For permutations, is there any mathematical representation that $(n - r)!$ has other than being used to take eliminate the tail of the numerator $n!$ so that only the number of "choices" we make are left in the end?
I saw someone post online about how $(n - r)!$ represent the number of ways we can arrange the numbers we don't care about, is that true?
Thanks!
Yes, it is true. Let us take $n=7,r=4$ for example. There are $7!$ ways to arrange all $7$ items in a line. If I only want three of them, there are $\frac {7!}{(7-4)!}=7\cdot 6 \cdot 5$ ways to arrange them in a line. One way to see this is to say there are $7$ choices for the first, $6$ choices for the second, and $5$ choices for the third. Another way is to say there are $7!$ ways to put them in a line, but I don't care how the last four are arranged because I will ignore them. There are $4!$ ways to arrange the last $4$, so there are $\frac {7!}{4!}$ ways to arrange the first three.

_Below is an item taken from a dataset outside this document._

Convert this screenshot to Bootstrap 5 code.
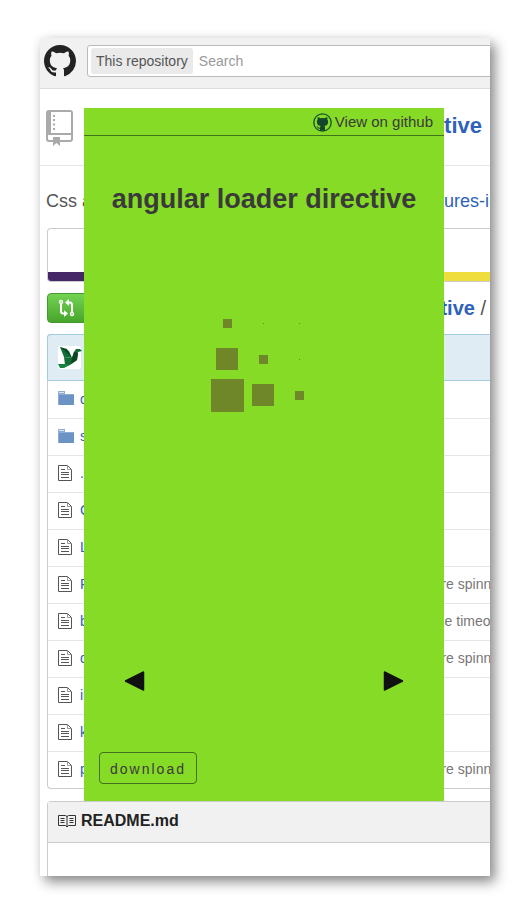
<!DOCTYPE html>
<html lang="en">
<head>
<meta charset="utf-8">
<meta name="viewport" content="width=device-width, initial-scale=1">
<title>angular loader directive</title>
<link href="https://cdn.jsdelivr.net/npm/bootstrap@5.3.0/dist/css/bootstrap.min.css" rel="stylesheet">
<style>
body{font-family:"Liberation Sans",Arial,sans-serif;background:#fff;color:#555;padding:38px 40px}
a{text-decoration:none;color:#2e62b8}
svg{display:block;flex:none}
.page{box-shadow:5px 6px 12px rgba(0,0,0,.45),0 0 10px rgba(0,0,0,.05);background:#fff}
.topbar{background:#f1f1f1;border-bottom:1px solid #ddd;height:51px;padding:0 0 4px 4px;gap:11px}
.searchbox{height:32px;border:1px solid #b9bcbc;border-radius:3px;margin-right:-8px;padding:2px 3px;font-size:14px;background:#fff}
.scope{background:#eaeaea;border-radius:3px;height:26px;line-height:26px;padding:0 5px;color:#555}
.searchbox input{font-size:14px;border:0;padding:0 6px;color:#555;outline:0;width:100%;background:none;line-height:20px;height:24px}
.searchbox input::placeholder{color:#999;opacity:1}
.repohead{height:77px;border-bottom:1px solid #e5e5e5;padding:0 8px 3px 6px;font-size:22px}
.repohead svg{margin-top:4px}
.content{padding-left:7px}
.desc{font-size:18px;height:62px;padding-top:8px;margin-left:-1px}
.desc a{width:76px;flex:none}
.stats{height:54px;border:1px solid #ccc;border-right:0;border-radius:4px 0 0 4px}
.langs{height:9px}
.lang-a{background:#452768}.lang-b{background:#eedd3c}
.actions{height:30px;margin:11px 0;font-size:20px;padding-right:4px}
.compare{height:30px;width:42px;border:1px solid #459a2f;border-radius:4px;background:linear-gradient(#72d352,#48a52c);padding:0 0 0 10px}
.files{border:1px solid #ccc;border-right:0;border-radius:4px 0 0 4px;font-size:14px}
.commit{height:47px;background:#e0ecf4;border:1px solid #a4cce0;border-right:0;border-radius:4px 0 0 0;margin:-1px 0 0 -1px;padding-left:10px}
.filetable{width:100%;margin:0;table-layout:fixed;color:#777}
.filetable td{height:37px;padding:0;border-bottom:1px solid #e5e5e5;white-space:nowrap;vertical-align:middle}
.filetable tr:last-child td{border-bottom:0}
.filetable .ic{width:32px;padding:0 0 2px 10px}
.filetable .msg{width:68px}
.readme{margin-top:12px;border:1px solid #ccc;border-width:1px 0 0 1px;border-radius:4px 0 0 0}
.readme h2{font-size:16px;height:41px;background:#f1f1f1;border-bottom:1px solid #ccc;color:#222;padding:0 0 2px 10px;gap:5px}
.readme-body{height:33px}
.demo{position:absolute;top:70px;left:44px;right:46px;bottom:75px;background:#86db27;color:#3a3a3a}
.demo-top{height:28px;border-bottom:1px solid #3f741a;padding:1px 11px 0 0;font-size:15px}
.demo-top a{color:#3a3a3a;gap:3px}
.demo h1{font-size:27px;line-height:34px;margin:46px 0 0;white-space:nowrap}
.loader{grid-template-columns:repeat(3,36px);grid-template-rows:repeat(3,36px);margin:89px 0 0 -2px}
.loader i{display:block;background:#6f8729}
.s1{width:1px;height:1px}.s9{width:9px;height:9px}.s22{width:22px;height:22px}.s33{width:33px;height:33px}
.arrows{padding:0 40px;margin-bottom:60px}
.arrows button,.demo .get{background:none;border:0;padding:0}
.demo .get{border:1px solid #43701f;border-radius:4px;height:32px;line-height:32px;padding:0 9px;margin:0 0 17px 15px;font-size:14px;letter-spacing:2px;color:#3a3a3a;min-width:98px}
</style>
<script src="https://cdn.jsdelivr.net/npm/bootstrap@5.3.0/dist/js/bootstrap.bundle.min.js"></script>
</head>
<body>
<svg width="0" height="0" class="position-absolute" aria-hidden="true">
  <defs>
    <symbol id="file" viewBox="0 0 14 16"><path d="M.5.5h9l4 4v11H.5z" fill="#fff" stroke="#555"/><path d="M9.500.5v4h4" fill="none" stroke="#999"/><path d="M3 4.500h4M3 7.500h8M3 9.500h8M3 12.500h8" stroke="#555"/></symbol>
    <symbol id="folder" viewBox="0 0 16 14"><path d="M0 1q0-1 1-1h6v3h9v11H0z" fill="#8fabd3"/><path d="M1 1h5v1H1z" fill="#dce6f3"/><path d="M1 4h15v10H1z" fill="#6c93c6"/></symbol>
  </defs>
</svg>
<div class="page position-relative">
 <div class="overflow-hidden">
  <header class="topbar d-flex align-items-center">
    <a href="#" aria-label="GitHub"><svg width="32" height="32" viewBox="0 0 16 16" fill="#222"><path d="M8 0C3.580 0 0 3.580 0 8c0 3.540 2.290 6.530 5.470 7.590.4.070.55-.17.55-.38 0-.19-.01-.82-.01-1.490-2.010.37-2.530-.49-2.690-.94-.09-.23-.48-.94-.82-1.130-.28-.15-.68-.52-.01-.53.63-.01 1.080.58 1.230.82.72 1.210 1.870.87 2.330.66.07-.52.28-.87.51-1.070-1.780-.2-3.640-.89-3.640-3.950 0-.87.31-1.590.82-2.150-.08-.2-.36-1.020.08-2.120 0 0 .67-.21 2.200.82.64-.18 1.320-.27 2-.27s1.360.09 2 .27c1.530-1.040 2.200-.82 2.200-.82.44 1.100.16 1.920.08 2.120.51.56.82 1.270.82 2.150 0 3.070-1.870 3.750-3.650 3.950.29.25.54.73.54 1.480 0 1.070-.01 1.930-.01 2.200 0 .21.15.46.55.38A8.010 8.010 0 0 0 16 8c0-4.420-3.580-8-8-8z"/></svg></a>
    <form class="searchbox d-flex flex-grow-1 align-items-center">
      <label class="scope text-nowrap" for="q">This repository</label>
      <input id="q" type="text" placeholder="Search">
    </form>
  </header>
  <div class="repohead d-flex align-items-center">
    <svg width="28" height="36" viewBox="0 0 28 36"><path d="M3 0h21q3 0 3 3v26q0 3-3 3H14v4l-3.500-3L7 36v-4H3q-3 0-3-3V3q0-3 3-3z" fill="#aaa"/><path d="M5 2h20v21H5zM2 25h23v4q0 1-1 1H14v-3H7v3H3q-1 0-1-1z" fill="#fff"/><path d="M7 5h2v2H7zm0 4h2v2H7zm0 4.500h2v2H7zm0 4.500h2v2H7z" fill="#aaa"/></svg>
    <a href="#" class="fw-bold ms-auto">tive</a>
  </div>
  <main class="content">
    <div class="desc d-flex justify-content-between align-items-center text-nowrap"><span>Css and</span><a href="#">features-in</a></div>
    <div class="stats d-flex flex-column justify-content-end overflow-hidden"><div class="langs d-flex"><div class="lang-a w-50"></div><div class="lang-b w-50"></div></div></div>
    <div class="actions d-flex align-items-center justify-content-between">
      <button type="button" class="compare" aria-label="Compare"><svg width="18" height="20" viewBox="0 0 18 20" fill="none" stroke="#fff" stroke-width="2"><circle cx="3" cy="4" r="1.500" stroke-width="1.400"/><path d="M3 6v7q0 2.500 2 2.500h1"/><path d="M6 12l4 3.500L6 19z" fill="#fff" stroke="none"/><circle cx="14" cy="16" r="1.500" stroke-width="1.400"/><path d="M14 14V7q0-2.500-2-2.500h-1"/><path d="M11 1L7 4.500 11 8z" fill="#fff" stroke="none"/></svg></button>
      <span class="text-nowrap"><a href="#" class="fw-bold">directive</a> /</span>
    </div>
    <div class="files">
      <div class="commit d-flex align-items-center"><svg width="24" height="24" viewBox="0 0 24 24"><rect width="23" height="23" rx="3" fill="#fff"/><path d="M2 1l9 4 3 7-8-1z" fill="#0f6f36"/><path d="M6 11l8 1 2-6 2-3 4 0 2 2-4 1-1 8-7 5-5 0z" fill="#146b35"/><path d="M14 12l2-6 4 1-1 7-6 4z" fill="#0b4522"/><path d="M0 18l7 0 5 1-6 3-4 0z" fill="#178343"/><path d="M2 1l7 6 5 5-5-9z" fill="#084a25"/></svg></div>
      <table class="filetable">
        <tr><td class="ic"><svg width="16" height="14"><use href="#folder"/></svg></td><td><a href="#">dist</a></td><td class="msg"></td></tr>
        <tr><td class="ic"><svg width="16" height="14"><use href="#folder"/></svg></td><td><a href="#">src</a></td><td class="msg"></td></tr>
        <tr><td class="ic"><svg width="14" height="16"><use href="#file"/></svg></td><td><a href="#">.gitignore</a></td><td class="msg"></td></tr>
        <tr><td class="ic"><svg width="14" height="16"><use href="#file"/></svg></td><td><a href="#">Gruntfile.js</a></td><td class="msg"></td></tr>
        <tr><td class="ic"><svg width="14" height="16"><use href="#file"/></svg></td><td><a href="#">LICENSE</a></td><td class="msg"></td></tr>
        <tr><td class="ic"><svg width="14" height="16"><use href="#file"/></svg></td><td><a href="#">README.md</a></td><td class="msg">more spinners</td></tr>
        <tr><td class="ic"><svg width="14" height="16"><use href="#file"/></svg></td><td><a href="#">bower.json</a></td><td class="msg">base timeout</td></tr>
        <tr><td class="ic"><svg width="14" height="16"><use href="#file"/></svg></td><td><a href="#">demo.html</a></td><td class="msg">more spinners</td></tr>
        <tr><td class="ic"><svg width="14" height="16"><use href="#file"/></svg></td><td><a href="#">index.html</a></td><td class="msg"></td></tr>
        <tr><td class="ic"><svg width="14" height="16"><use href="#file"/></svg></td><td><a href="#">karma.js</a></td><td class="msg"></td></tr>
        <tr><td class="ic"><svg width="14" height="16"><use href="#file"/></svg></td><td><a href="#">p</a></td><td class="msg">more spinners</td></tr>
      </table>
    </div>
    <section class="readme">
      <h2 class="d-flex align-items-center fw-bold mb-0"><svg width="18" height="14" viewBox="0 0 18 14" fill="none" stroke="#333"><path d="M.5 1.500h7l1.500 1 1.500-1h7v10h-7L9 13l-1.500-1.500h-7zM9 2v11"/><path d="M2.500 4.500h4M2.500 6.500h4M2.500 8.500h4M11.500 4.500h4M11.500 6.500h4M11.500 8.500h4"/></svg>README.md</h2>
      <div class="readme-body"></div>
    </section>
  </main>
 </div>
 <section class="demo d-flex flex-column">
  <div class="demo-top d-flex justify-content-end align-items-center">
    <a href="#" class="d-flex align-items-center"><svg width="19" height="19" viewBox="0 0 19 19"><circle cx="9.500" cy="9.500" r="8.700" fill="none" stroke="#14502a" stroke-width="1.300"/><path d="M4.800 4.200q1.400 0 2.600 1 2.100-.5 4.200 0 1.200-1 2.600-1 .5 1.200.1 2.300 1 1.200.8 3-.3 3-3.600 3.500.5.600.5 1.500v3.300H7v-2q-2 .2-2.700-1.500l-1-1.200q1.200-.1 1.900 1.100.7.700 1.900.4 0-1 .5-1.600Q4.200 12.500 3.900 9.500q-.2-1.800.8-3-.4-1.100.1-2.300z" fill="#14452d"/></svg>View on github</a>
  </div>
  <h1 class="text-center fw-bold">angular loader directive</h1>
  <div class="loader d-grid justify-content-center" aria-hidden="true">
    <i class="s9 m-auto"></i><i class="s1 m-auto"></i><i class="s1 m-auto"></i>
    <i class="s22 m-auto"></i><i class="s9 m-auto"></i><i class="s1 m-auto"></i>
    <i class="s33 m-auto"></i><i class="s22 m-auto"></i><i class="s9 m-auto"></i>
  </div>
  <div class="arrows d-flex justify-content-between mt-auto">
    <button type="button" aria-label="Previous"><svg width="21" height="22" viewBox="0 0 21 22"><path d="M1.500 11L19.500 2v18z" fill="#111" stroke="#111" stroke-width="1.500" stroke-linejoin="round"/></svg></button>
    <button type="button" aria-label="Next"><svg width="21" height="22" viewBox="0 0 21 22"><path d="M19.500 11L1.500 2v18z" fill="#111" stroke="#111" stroke-width="1.500" stroke-linejoin="round"/></svg></button>
  </div>
  <div class="d-flex"><button type="button" class="get">download</button></div>
 </section>
</div>
</body>
</html>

Consider the following way to find the number of arrangements. Suppose you have $r$ distinguishable apples and $n-r$ indistinguishable oranges. Let's say $x$ is the number of distinct ways to arrange them. Now for every such arrangement, there are $(n-r)!$ ways to label the oranges from $1$ to $n-r$. So the number of distinguishable arrangements after labelling the oranges is exactly $x\cdot(n-r)!$, but it is also $n!$, since now you're just arranging $n$ distinguishable fruits. So you get $x = n!/(n-r)!$.